## [WORK INSTRUCTIONS]
Say how many lines include "components", with no words around the number.

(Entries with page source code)
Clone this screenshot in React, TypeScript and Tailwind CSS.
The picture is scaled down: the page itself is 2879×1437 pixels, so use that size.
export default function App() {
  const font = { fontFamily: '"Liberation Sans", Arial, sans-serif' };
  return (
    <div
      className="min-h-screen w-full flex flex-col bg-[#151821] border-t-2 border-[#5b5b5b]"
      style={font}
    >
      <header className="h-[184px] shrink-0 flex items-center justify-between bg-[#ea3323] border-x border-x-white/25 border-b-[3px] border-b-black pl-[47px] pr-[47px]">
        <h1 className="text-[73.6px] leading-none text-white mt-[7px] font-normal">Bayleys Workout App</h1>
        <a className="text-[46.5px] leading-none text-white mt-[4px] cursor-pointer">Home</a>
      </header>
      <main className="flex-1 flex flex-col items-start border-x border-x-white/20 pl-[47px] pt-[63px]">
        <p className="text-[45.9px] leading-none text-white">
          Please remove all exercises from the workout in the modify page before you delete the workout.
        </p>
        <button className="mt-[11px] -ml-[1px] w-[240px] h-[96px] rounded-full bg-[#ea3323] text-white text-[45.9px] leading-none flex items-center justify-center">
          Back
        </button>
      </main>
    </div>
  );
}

==

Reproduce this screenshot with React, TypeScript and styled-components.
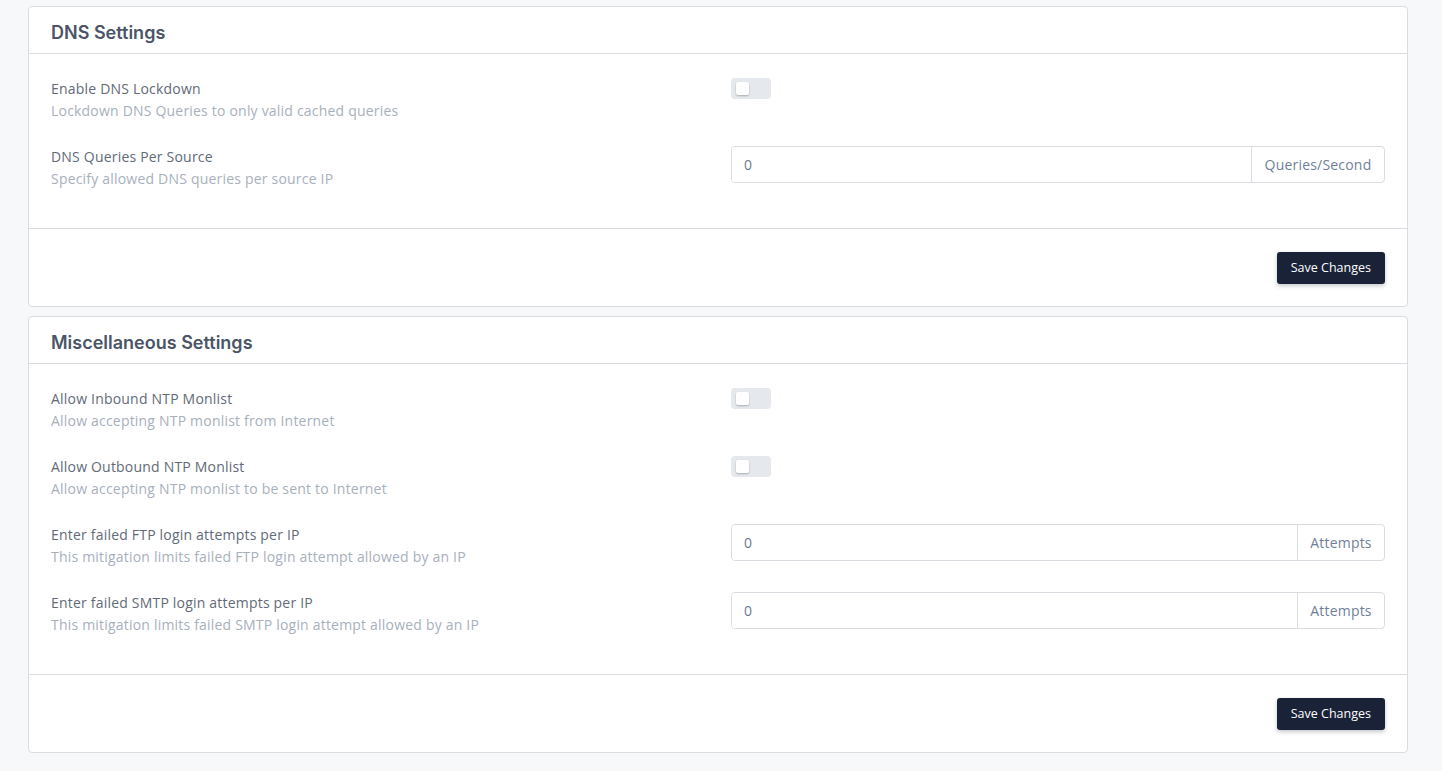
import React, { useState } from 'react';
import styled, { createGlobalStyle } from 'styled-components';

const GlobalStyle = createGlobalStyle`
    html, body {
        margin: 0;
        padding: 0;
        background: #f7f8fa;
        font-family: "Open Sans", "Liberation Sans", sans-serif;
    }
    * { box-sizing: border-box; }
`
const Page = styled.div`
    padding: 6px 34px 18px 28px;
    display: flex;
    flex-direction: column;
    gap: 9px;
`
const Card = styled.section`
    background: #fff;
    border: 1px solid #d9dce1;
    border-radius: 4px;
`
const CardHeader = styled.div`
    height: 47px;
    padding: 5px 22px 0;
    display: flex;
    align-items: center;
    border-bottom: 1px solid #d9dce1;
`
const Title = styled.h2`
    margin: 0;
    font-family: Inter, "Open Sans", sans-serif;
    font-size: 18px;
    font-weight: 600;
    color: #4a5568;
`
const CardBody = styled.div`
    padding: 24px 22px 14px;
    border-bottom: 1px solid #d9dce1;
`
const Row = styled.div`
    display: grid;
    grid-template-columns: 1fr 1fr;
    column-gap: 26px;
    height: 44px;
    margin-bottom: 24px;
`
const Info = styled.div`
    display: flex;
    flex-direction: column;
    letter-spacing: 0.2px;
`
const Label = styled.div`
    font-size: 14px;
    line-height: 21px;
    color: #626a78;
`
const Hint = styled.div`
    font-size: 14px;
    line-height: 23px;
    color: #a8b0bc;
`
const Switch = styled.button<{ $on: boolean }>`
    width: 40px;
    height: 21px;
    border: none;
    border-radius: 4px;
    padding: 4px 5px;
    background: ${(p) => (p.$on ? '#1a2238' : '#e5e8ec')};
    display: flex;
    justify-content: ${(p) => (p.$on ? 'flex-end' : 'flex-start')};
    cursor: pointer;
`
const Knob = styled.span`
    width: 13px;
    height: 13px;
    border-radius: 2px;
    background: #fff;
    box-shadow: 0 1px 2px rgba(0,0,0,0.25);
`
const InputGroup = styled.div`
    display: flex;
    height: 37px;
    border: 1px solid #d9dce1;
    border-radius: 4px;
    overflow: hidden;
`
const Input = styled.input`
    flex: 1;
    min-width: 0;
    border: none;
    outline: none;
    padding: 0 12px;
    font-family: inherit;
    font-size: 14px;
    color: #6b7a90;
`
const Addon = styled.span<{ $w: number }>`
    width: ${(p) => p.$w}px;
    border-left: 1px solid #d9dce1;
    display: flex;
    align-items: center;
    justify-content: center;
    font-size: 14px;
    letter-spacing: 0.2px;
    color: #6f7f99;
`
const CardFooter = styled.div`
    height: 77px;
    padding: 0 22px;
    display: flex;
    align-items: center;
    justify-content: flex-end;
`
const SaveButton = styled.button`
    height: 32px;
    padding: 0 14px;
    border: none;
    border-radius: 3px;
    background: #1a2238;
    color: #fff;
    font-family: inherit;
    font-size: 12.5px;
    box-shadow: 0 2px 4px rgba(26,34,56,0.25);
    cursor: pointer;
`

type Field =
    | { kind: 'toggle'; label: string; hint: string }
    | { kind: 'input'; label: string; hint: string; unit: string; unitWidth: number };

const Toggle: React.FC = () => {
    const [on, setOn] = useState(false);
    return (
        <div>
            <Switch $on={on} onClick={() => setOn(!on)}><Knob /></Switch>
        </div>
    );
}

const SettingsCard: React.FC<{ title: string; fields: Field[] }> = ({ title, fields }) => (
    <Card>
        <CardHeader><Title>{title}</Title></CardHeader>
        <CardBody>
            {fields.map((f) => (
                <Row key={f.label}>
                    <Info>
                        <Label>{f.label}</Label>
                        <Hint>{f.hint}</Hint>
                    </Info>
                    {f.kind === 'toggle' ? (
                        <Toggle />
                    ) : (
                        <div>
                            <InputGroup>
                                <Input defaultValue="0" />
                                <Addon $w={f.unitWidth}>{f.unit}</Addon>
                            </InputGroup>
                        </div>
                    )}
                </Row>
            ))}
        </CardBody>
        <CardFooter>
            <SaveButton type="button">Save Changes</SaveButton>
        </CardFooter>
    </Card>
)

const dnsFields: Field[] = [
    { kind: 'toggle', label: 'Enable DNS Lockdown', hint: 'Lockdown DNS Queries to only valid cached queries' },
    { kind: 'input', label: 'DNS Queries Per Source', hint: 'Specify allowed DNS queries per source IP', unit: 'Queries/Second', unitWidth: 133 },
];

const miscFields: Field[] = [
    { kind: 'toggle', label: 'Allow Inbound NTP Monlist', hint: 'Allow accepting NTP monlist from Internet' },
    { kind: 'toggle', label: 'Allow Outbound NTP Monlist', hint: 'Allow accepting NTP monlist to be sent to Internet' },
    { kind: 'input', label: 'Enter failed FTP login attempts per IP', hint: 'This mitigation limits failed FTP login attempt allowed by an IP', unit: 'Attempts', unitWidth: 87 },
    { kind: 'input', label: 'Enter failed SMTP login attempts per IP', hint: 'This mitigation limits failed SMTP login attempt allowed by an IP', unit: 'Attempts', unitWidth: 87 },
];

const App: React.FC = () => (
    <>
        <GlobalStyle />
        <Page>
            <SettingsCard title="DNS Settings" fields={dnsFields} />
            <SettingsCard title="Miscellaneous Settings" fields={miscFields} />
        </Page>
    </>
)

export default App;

## [TASK ANSWER]
2